■ Data listing ■
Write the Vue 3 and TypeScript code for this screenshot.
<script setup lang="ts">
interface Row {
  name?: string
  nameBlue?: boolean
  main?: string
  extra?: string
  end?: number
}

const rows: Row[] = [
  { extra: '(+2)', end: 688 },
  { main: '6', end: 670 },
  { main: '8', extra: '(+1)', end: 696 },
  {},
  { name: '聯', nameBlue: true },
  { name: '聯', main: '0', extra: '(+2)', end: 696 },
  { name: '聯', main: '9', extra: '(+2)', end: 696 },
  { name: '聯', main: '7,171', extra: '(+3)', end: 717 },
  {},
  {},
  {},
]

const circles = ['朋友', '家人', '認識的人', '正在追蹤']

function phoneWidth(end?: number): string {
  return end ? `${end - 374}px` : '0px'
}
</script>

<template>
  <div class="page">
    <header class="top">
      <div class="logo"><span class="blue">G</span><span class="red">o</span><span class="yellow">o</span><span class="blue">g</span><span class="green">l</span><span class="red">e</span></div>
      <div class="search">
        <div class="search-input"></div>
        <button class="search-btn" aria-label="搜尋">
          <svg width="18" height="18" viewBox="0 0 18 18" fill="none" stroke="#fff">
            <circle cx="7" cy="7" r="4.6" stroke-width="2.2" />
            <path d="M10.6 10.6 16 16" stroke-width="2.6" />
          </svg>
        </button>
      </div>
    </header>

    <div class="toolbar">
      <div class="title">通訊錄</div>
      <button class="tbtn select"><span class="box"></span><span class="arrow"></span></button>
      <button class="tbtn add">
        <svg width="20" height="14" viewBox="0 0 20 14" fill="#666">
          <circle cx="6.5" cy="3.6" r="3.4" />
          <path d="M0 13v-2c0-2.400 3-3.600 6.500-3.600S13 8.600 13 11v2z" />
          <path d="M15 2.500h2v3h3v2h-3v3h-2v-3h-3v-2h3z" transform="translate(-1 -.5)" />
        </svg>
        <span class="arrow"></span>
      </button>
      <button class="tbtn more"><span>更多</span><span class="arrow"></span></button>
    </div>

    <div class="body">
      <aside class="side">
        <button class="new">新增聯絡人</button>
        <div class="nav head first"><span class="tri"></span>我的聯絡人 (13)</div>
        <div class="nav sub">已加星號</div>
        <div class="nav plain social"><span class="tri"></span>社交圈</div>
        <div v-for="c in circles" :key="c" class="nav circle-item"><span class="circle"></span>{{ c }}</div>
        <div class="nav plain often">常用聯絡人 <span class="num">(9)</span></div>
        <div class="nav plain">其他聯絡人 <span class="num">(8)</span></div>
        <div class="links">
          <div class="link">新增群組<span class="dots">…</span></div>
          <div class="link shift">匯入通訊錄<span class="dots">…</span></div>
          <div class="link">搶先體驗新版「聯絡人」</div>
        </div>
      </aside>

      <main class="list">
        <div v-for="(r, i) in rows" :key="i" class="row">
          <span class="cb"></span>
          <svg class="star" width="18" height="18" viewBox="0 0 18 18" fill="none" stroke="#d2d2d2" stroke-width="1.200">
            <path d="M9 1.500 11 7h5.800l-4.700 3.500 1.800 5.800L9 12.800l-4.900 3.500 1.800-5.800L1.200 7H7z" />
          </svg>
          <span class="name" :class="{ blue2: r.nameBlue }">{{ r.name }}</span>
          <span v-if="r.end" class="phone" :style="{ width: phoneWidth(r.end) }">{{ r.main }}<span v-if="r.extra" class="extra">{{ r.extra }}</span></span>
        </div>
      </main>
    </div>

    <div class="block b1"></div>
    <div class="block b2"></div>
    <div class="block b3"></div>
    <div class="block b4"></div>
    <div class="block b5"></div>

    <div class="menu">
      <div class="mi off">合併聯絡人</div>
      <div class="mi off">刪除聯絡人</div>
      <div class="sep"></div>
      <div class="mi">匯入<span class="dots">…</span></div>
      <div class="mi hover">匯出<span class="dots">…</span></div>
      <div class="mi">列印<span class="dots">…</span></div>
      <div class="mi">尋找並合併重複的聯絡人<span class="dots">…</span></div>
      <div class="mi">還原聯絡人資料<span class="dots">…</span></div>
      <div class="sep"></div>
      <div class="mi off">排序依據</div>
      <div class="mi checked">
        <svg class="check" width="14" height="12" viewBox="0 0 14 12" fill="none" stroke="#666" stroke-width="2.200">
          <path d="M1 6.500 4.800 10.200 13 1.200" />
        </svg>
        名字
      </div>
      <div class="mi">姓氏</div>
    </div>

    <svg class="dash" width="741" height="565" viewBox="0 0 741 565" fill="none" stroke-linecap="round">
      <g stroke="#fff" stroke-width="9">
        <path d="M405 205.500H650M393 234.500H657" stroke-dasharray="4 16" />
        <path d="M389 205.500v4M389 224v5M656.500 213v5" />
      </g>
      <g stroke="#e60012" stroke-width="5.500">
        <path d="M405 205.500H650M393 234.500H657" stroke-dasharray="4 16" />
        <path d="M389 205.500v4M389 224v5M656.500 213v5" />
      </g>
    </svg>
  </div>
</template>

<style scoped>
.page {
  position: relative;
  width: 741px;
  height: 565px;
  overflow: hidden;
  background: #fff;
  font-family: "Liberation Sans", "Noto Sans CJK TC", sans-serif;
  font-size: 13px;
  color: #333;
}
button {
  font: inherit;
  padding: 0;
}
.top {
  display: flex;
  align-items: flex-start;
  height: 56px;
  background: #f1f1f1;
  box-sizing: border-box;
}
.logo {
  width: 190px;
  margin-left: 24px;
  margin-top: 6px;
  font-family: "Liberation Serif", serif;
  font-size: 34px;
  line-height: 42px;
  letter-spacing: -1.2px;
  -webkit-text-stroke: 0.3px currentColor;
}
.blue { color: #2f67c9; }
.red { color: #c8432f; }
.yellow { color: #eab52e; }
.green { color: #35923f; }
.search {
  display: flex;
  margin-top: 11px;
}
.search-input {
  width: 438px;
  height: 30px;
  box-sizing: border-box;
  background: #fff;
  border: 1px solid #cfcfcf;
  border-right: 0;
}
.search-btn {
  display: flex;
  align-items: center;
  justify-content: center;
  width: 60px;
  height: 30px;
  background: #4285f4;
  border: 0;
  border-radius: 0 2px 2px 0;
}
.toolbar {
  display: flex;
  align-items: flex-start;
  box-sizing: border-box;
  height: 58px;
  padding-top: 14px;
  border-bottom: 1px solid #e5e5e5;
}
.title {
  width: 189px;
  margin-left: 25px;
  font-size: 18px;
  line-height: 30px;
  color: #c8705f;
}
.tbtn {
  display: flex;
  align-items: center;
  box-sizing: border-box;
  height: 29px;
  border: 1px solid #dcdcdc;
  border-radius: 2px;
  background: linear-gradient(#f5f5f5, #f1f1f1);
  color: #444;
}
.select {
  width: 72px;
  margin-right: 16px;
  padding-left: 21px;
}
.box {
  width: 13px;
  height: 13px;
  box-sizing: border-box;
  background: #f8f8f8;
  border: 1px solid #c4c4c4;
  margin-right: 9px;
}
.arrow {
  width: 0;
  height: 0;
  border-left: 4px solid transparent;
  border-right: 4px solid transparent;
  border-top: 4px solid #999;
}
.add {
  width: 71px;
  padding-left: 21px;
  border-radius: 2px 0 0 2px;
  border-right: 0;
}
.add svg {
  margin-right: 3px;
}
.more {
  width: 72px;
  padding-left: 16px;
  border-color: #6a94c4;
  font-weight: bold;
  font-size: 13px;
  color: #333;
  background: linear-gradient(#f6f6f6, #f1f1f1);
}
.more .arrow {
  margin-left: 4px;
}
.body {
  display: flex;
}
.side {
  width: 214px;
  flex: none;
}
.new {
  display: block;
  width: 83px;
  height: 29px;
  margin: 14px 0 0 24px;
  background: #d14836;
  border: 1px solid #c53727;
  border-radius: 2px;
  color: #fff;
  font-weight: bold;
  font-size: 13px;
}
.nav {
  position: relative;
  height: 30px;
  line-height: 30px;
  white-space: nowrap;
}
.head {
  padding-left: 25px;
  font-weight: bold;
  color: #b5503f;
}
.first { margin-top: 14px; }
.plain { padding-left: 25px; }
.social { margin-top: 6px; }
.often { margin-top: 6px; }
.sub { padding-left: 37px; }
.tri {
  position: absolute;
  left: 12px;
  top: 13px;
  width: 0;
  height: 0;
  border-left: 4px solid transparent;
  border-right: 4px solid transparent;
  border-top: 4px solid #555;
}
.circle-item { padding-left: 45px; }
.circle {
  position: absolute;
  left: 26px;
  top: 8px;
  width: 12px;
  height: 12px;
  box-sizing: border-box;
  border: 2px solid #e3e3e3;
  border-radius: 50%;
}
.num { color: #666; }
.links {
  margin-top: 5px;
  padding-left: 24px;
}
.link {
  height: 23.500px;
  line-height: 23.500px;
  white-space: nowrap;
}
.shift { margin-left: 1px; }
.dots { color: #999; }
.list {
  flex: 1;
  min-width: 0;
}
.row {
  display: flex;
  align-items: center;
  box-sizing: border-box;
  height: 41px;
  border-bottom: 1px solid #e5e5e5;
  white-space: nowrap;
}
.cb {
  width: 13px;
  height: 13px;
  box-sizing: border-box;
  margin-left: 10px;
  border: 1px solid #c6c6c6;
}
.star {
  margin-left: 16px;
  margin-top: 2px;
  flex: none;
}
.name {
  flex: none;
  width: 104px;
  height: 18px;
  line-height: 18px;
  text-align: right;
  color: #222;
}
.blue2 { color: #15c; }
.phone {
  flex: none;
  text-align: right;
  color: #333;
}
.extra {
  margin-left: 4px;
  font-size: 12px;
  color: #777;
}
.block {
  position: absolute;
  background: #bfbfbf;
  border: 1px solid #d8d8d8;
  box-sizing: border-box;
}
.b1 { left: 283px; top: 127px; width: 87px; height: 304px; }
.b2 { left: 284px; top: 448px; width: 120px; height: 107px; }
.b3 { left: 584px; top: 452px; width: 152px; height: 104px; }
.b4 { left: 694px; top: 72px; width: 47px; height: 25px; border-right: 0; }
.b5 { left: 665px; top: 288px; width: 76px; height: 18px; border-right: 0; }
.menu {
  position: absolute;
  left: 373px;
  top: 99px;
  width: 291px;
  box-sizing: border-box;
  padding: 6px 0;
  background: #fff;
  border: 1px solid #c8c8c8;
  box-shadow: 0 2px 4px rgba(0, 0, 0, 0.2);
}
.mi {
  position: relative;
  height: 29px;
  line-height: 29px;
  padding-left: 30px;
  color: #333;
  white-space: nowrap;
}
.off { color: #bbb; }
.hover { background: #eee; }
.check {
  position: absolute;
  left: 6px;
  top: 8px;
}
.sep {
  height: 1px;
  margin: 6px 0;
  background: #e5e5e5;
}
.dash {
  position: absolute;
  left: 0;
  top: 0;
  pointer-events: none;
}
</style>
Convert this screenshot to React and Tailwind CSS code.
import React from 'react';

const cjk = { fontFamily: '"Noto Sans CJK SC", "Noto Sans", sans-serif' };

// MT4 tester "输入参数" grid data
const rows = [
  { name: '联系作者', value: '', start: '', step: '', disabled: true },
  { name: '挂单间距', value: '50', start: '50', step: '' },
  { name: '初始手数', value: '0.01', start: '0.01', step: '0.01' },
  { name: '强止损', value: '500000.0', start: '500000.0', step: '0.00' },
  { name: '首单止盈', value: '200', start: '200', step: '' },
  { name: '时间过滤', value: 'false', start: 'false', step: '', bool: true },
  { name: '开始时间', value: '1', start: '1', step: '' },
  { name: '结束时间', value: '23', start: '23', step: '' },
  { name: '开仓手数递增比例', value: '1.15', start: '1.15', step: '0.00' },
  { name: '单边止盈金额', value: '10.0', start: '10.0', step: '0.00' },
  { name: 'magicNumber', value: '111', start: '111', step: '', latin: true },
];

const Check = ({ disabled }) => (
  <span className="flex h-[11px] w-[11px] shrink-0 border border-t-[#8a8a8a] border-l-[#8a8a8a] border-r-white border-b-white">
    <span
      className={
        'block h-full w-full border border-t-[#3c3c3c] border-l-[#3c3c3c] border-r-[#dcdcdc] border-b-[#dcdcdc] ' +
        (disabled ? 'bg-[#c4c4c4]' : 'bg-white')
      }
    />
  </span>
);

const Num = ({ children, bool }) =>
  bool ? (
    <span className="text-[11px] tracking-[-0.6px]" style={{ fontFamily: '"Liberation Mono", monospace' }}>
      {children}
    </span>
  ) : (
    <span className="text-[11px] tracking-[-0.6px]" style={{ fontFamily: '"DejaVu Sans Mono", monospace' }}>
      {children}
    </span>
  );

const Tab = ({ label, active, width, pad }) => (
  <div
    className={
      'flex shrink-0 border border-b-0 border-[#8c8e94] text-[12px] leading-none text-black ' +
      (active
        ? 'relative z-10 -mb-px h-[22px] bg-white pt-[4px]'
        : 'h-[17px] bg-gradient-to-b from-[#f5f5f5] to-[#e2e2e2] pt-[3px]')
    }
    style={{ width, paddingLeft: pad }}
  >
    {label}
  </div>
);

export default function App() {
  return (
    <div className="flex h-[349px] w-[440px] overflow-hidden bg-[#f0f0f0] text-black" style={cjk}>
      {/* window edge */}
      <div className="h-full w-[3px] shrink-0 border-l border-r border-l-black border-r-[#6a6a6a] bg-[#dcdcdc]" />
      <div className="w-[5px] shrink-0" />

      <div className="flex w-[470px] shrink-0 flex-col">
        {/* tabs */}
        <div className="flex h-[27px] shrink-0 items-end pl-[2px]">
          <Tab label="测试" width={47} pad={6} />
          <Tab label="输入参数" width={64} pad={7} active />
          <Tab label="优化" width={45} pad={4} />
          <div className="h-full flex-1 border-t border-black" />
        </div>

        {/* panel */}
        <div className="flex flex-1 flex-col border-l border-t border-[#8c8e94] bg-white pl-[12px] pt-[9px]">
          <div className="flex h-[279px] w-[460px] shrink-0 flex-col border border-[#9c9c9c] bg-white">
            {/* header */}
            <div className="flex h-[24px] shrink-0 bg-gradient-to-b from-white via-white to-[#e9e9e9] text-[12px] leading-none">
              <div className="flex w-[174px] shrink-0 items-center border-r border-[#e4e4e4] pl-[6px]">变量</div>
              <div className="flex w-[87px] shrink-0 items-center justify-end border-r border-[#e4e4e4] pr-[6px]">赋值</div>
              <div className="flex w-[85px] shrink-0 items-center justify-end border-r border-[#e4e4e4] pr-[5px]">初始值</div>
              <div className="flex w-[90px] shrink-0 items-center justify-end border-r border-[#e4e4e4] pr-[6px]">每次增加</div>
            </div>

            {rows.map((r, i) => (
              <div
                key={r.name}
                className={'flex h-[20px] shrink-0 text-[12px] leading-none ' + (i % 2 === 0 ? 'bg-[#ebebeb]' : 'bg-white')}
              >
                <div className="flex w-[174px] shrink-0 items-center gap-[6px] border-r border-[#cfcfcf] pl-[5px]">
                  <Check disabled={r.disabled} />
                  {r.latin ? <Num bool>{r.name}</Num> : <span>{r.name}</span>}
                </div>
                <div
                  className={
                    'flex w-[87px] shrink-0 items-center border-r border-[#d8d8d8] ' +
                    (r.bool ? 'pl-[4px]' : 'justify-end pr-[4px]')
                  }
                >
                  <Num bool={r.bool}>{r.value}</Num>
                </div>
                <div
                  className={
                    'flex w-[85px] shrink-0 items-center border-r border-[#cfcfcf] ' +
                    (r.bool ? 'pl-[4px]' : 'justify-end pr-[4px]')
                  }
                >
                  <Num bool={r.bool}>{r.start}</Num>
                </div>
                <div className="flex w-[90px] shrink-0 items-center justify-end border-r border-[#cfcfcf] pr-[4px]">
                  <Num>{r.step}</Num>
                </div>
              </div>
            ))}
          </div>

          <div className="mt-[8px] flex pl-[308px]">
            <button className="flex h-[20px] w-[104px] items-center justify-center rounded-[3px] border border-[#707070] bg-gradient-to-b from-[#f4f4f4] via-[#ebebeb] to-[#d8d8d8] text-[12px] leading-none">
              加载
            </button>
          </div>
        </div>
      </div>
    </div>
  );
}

■ DIRECTIONS ■
Which lines hold the string "screenshot"? List them all.

■ SOLUTION TO THE EXERCISE ■
Write the Vue 3 and TypeScript code for this screenshot.
Convert this screenshot to React and Tailwind CSS code.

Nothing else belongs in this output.